╔══

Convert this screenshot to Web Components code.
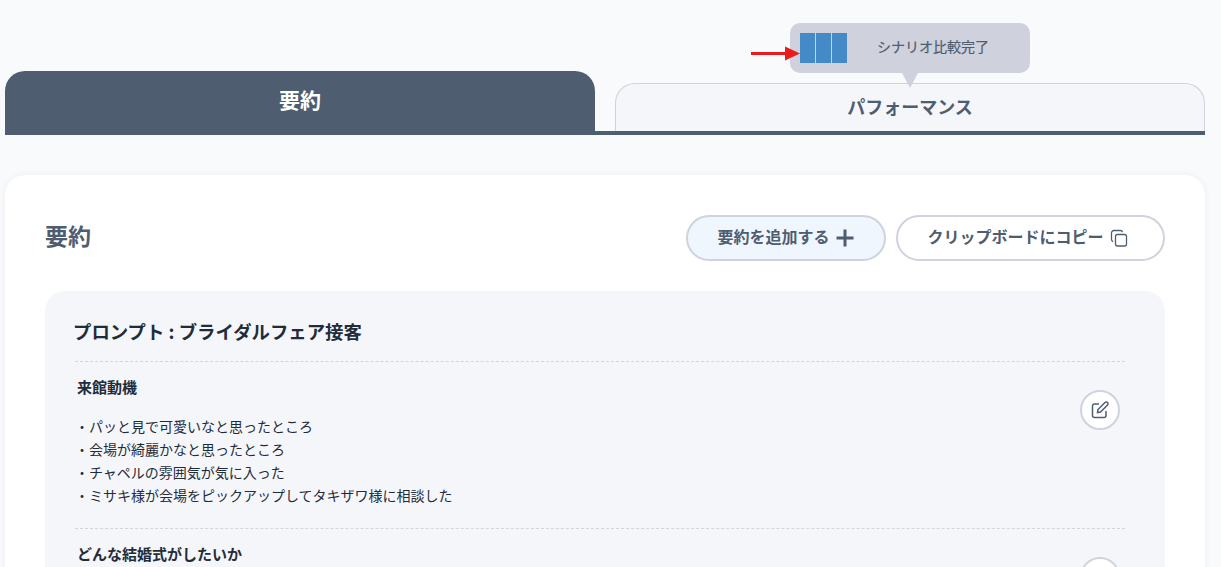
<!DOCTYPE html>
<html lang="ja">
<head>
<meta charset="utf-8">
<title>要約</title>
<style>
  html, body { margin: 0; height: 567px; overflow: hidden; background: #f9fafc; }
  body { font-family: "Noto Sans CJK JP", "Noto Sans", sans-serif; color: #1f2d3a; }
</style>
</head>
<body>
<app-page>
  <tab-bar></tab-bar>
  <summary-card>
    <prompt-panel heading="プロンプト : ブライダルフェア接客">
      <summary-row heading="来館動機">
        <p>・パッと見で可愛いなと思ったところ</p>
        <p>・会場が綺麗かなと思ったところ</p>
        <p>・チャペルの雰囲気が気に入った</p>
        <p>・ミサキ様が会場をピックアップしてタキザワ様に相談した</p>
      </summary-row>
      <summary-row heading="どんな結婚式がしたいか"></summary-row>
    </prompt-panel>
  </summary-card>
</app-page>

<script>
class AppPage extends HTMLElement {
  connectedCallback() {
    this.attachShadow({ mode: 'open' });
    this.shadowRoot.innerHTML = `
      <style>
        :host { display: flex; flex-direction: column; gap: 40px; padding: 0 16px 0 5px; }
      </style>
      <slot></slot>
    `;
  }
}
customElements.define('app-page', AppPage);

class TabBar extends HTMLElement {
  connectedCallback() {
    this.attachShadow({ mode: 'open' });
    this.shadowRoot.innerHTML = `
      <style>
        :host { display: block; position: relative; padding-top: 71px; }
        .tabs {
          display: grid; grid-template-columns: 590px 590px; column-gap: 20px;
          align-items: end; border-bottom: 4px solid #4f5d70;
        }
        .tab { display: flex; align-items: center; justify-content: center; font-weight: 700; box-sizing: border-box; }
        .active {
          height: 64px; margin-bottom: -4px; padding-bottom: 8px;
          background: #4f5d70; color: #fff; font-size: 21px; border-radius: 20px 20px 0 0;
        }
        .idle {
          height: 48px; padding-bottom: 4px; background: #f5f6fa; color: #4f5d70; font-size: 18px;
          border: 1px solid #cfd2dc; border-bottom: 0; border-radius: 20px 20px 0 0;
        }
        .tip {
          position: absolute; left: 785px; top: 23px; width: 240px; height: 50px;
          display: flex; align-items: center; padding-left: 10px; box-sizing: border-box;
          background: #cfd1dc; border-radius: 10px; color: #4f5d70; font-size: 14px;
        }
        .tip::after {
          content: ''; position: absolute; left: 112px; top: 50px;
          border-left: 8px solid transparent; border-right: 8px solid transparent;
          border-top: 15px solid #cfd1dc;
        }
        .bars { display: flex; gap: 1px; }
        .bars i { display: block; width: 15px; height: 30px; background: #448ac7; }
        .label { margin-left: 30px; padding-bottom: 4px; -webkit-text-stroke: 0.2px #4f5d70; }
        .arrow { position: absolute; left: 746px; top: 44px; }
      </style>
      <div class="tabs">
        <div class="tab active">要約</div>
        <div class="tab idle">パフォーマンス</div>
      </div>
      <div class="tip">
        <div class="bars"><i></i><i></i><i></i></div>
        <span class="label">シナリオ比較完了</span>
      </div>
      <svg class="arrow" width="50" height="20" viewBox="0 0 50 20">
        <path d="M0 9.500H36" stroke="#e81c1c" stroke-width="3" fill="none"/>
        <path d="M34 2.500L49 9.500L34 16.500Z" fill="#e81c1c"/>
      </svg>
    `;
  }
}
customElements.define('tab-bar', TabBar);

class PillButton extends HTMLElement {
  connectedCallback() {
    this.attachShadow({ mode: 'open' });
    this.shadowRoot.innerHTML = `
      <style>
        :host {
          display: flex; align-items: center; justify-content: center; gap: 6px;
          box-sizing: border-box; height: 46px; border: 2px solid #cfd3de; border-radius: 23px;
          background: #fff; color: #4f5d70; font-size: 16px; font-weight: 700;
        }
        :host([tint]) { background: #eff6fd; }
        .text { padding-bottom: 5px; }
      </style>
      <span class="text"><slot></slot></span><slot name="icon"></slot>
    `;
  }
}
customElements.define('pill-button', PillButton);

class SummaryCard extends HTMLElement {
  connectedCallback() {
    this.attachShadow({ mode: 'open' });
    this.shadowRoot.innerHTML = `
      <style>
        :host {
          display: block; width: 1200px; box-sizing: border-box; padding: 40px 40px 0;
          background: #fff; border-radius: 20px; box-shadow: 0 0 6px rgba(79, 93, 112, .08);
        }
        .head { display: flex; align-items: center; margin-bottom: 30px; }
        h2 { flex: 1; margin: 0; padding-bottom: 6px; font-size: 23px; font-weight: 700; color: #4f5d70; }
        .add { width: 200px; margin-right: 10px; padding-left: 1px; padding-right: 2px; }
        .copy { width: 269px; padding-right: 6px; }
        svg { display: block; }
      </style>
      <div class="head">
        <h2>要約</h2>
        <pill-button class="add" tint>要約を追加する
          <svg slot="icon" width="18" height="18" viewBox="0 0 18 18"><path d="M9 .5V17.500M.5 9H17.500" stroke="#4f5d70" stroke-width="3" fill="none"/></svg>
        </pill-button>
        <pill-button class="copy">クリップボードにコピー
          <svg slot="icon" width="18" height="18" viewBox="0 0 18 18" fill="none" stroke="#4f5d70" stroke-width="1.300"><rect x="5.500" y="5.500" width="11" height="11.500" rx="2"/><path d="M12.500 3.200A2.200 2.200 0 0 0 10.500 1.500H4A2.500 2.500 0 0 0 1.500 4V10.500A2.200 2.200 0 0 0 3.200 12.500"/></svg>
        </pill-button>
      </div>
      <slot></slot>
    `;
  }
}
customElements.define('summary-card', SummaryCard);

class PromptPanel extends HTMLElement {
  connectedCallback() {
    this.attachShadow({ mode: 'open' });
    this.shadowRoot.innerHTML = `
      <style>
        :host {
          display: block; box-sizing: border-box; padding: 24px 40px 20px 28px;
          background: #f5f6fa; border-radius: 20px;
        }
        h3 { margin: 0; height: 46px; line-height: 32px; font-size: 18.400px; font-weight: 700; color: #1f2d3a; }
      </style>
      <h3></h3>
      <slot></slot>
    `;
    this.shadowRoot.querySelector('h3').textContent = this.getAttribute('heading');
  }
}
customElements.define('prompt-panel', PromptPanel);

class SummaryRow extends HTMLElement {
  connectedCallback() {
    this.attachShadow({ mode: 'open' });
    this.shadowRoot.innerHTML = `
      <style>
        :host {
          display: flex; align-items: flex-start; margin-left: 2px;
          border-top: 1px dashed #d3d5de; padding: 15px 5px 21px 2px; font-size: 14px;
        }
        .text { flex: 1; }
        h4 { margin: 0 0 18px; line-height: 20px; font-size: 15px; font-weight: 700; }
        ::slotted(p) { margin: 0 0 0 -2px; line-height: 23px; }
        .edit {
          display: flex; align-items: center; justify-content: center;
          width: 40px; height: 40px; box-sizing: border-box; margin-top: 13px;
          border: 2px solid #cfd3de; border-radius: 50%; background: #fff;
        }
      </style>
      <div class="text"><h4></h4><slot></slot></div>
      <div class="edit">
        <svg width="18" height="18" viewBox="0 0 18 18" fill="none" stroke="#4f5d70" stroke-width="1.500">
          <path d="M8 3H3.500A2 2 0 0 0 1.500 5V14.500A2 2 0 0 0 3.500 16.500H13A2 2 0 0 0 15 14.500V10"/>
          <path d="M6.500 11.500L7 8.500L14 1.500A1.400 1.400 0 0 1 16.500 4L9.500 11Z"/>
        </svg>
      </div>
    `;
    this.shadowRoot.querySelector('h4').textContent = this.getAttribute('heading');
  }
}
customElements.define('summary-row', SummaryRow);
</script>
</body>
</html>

╚══

What is required
Set every line down exactly as written, leaving each picture out.

Task solution
Convert this screenshot to Web Components code.
<!DOCTYPE html>
<html lang="ja">
<head>
<meta charset="utf-8">
<title>要約</title>
<style>
  html, body { margin: 0; height: 567px; overflow: hidden; background: #f9fafc; }
  body { font-family: "Noto Sans CJK JP", "Noto Sans", sans-serif; color: #1f2d3a; }
</style>
</head>
<body>
<app-page>
  <tab-bar></tab-bar>
  <summary-card>
    <prompt-panel heading="プロンプト : ブライダルフェア接客">
      <summary-row heading="来館動機">
        <p>・パッと見で可愛いなと思ったところ</p>
        <p>・会場が綺麗かなと思ったところ</p>
        <p>・チャペルの雰囲気が気に入った</p>
        <p>・ミサキ様が会場をピックアップしてタキザワ様に相談した</p>
      </summary-row>
      <summary-row heading="どんな結婚式がしたいか"></summary-row>
    </prompt-panel>
  </summary-card>
</app-page>

<script>
class AppPage extends HTMLElement {
  connectedCallback() {
    this.attachShadow({ mode: 'open' });
    this.shadowRoot.innerHTML = `
      <style>
        :host { display: flex; flex-direction: column; gap: 40px; padding: 0 16px 0 5px; }
      </style>
      <slot></slot>
    `;
  }
}
customElements.define('app-page', AppPage);

class TabBar extends HTMLElement {
  connectedCallback() {
    this.attachShadow({ mode: 'open' });
    this.shadowRoot.innerHTML = `
      <style>
        :host { display: block; position: relative; padding-top: 71px; }
        .tabs {
          display: grid; grid-template-columns: 590px 590px; column-gap: 20px;
          align-items: end; border-bottom: 4px solid #4f5d70;
        }
        .tab { display: flex; align-items: center; justify-content: center; font-weight: 700; box-sizing: border-box; }
        .active {
          height: 64px; margin-bottom: -4px; padding-bottom: 8px;
          background: #4f5d70; color: #fff; font-size: 21px; border-radius: 20px 20px 0 0;
        }
        .idle {
          height: 48px; padding-bottom: 4px; background: #f5f6fa; color: #4f5d70; font-size: 18px;
          border: 1px solid #cfd2dc; border-bottom: 0; border-radius: 20px 20px 0 0;
        }
        .tip {
          position: absolute; left: 785px; top: 23px; width: 240px; height: 50px;
          display: flex; align-items: center; padding-left: 10px; box-sizing: border-box;
          background: #cfd1dc; border-radius: 10px; color: #4f5d70; font-size: 14px;
        }
        .tip::after {
          content: ''; position: absolute; left: 112px; top: 50px;
          border-left: 8px solid transparent; border-right: 8px solid transparent;
          border-top: 15px solid #cfd1dc;
        }
        .bars { display: flex; gap: 1px; }
        .bars i { display: block; width: 15px; height: 30px; background: #448ac7; }
        .label { margin-left: 30px; padding-bottom: 4px; -webkit-text-stroke: 0.2px #4f5d70; }
        .arrow { position: absolute; left: 746px; top: 44px; }
      </style>
      <div class="tabs">
        <div class="tab active">要約</div>
        <div class="tab idle">パフォーマンス</div>
      </div>
      <div class="tip">
        <div class="bars"><i></i><i></i><i></i></div>
        <span class="label">シナリオ比較完了</span>
      </div>
      <svg class="arrow" width="50" height="20" viewBox="0 0 50 20">
        <path d="M0 9.500H36" stroke="#e81c1c" stroke-width="3" fill="none"/>
        <path d="M34 2.500L49 9.500L34 16.500Z" fill="#e81c1c"/>
      </svg>
    `;
  }
}
customElements.define('tab-bar', TabBar);

class PillButton extends HTMLElement {
  connectedCallback() {
    this.attachShadow({ mode: 'open' });
    this.shadowRoot.innerHTML = `
      <style>
        :host {
          display: flex; align-items: center; justify-content: center; gap: 6px;
          box-sizing: border-box; height: 46px; border: 2px solid #cfd3de; border-radius: 23px;
          background: #fff; color: #4f5d70; font-size: 16px; font-weight: 700;
        }
        :host([tint]) { background: #eff6fd; }
        .text { padding-bottom: 5px; }
      </style>
      <span class="text"><slot></slot></span><slot name="icon"></slot>
    `;
  }
}
customElements.define('pill-button', PillButton);

class SummaryCard extends HTMLElement {
  connectedCallback() {
    this.attachShadow({ mode: 'open' });
    this.shadowRoot.innerHTML = `
      <style>
        :host {
          display: block; width: 1200px; box-sizing: border-box; padding: 40px 40px 0;
          background: #fff; border-radius: 20px; box-shadow: 0 0 6px rgba(79, 93, 112, .08);
        }
        .head { display: flex; align-items: center; margin-bottom: 30px; }
        h2 { flex: 1; margin: 0; padding-bottom: 6px; font-size: 23px; font-weight: 700; color: #4f5d70; }
        .add { width: 200px; margin-right: 10px; padding-left: 1px; padding-right: 2px; }
        .copy { width: 269px; padding-right: 6px; }
        svg { display: block; }
      </style>
      <div class="head">
        <h2>要約</h2>
        <pill-button class="add" tint>要約を追加する
          <svg slot="icon" width="18" height="18" viewBox="0 0 18 18"><path d="M9 .5V17.500M.5 9H17.500" stroke="#4f5d70" stroke-width="3" fill="none"/></svg>
        </pill-button>
        <pill-button class="copy">クリップボードにコピー
          <svg slot="icon" width="18" height="18" viewBox="0 0 18 18" fill="none" stroke="#4f5d70" stroke-width="1.300"><rect x="5.500" y="5.500" width="11" height="11.500" rx="2"/><path d="M12.500 3.200A2.200 2.200 0 0 0 10.500 1.500H4A2.500 2.500 0 0 0 1.500 4V10.500A2.200 2.200 0 0 0 3.200 12.500"/></svg>
        </pill-button>
      </div>
      <slot></slot>
    `;
  }
}
customElements.define('summary-card', SummaryCard);

class PromptPanel extends HTMLElement {
  connectedCallback() {
    this.attachShadow({ mode: 'open' });
    this.shadowRoot.innerHTML = `
      <style>
        :host {
          display: block; box-sizing: border-box; padding: 24px 40px 20px 28px;
          background: #f5f6fa; border-radius: 20px;
        }
        h3 { margin: 0; height: 46px; line-height: 32px; font-size: 18.400px; font-weight: 700; color: #1f2d3a; }
      </style>
      <h3></h3>
      <slot></slot>
    `;
    this.shadowRoot.querySelector('h3').textContent = this.getAttribute('heading');
  }
}
customElements.define('prompt-panel', PromptPanel);

class SummaryRow extends HTMLElement {
  connectedCallback() {
    this.attachShadow({ mode: 'open' });
    this.shadowRoot.innerHTML = `
      <style>
        :host {
          display: flex; align-items: flex-start; margin-left: 2px;
          border-top: 1px dashed #d3d5de; padding: 15px 5px 21px 2px; font-size: 14px;
        }
        .text { flex: 1; }
        h4 { margin: 0 0 18px; line-height: 20px; font-size: 15px; font-weight: 700; }
        ::slotted(p) { margin: 0 0 0 -2px; line-height: 23px; }
        .edit {
          display: flex; align-items: center; justify-content: center;
          width: 40px; height: 40px; box-sizing: border-box; margin-top: 13px;
          border: 2px solid #cfd3de; border-radius: 50%; background: #fff;
        }
      </style>
      <div class="text"><h4></h4><slot></slot></div>
      <div class="edit">
        <svg width="18" height="18" viewBox="0 0 18 18" fill="none" stroke="#4f5d70" stroke-width="1.500">
          <path d="M8 3H3.500A2 2 0 0 0 1.500 5V14.500A2 2 0 0 0 3.500 16.500H13A2 2 0 0 0 15 14.500V10"/>
          <path d="M6.500 11.500L7 8.500L14 1.500A1.400 1.400 0 0 1 16.500 4L9.500 11Z"/>
        </svg>
      </div>
    `;
    this.shadowRoot.querySelector('h4').textContent = this.getAttribute('heading');
  }
}
customElements.define('summary-row', SummaryRow);
</script>
</body>
</html>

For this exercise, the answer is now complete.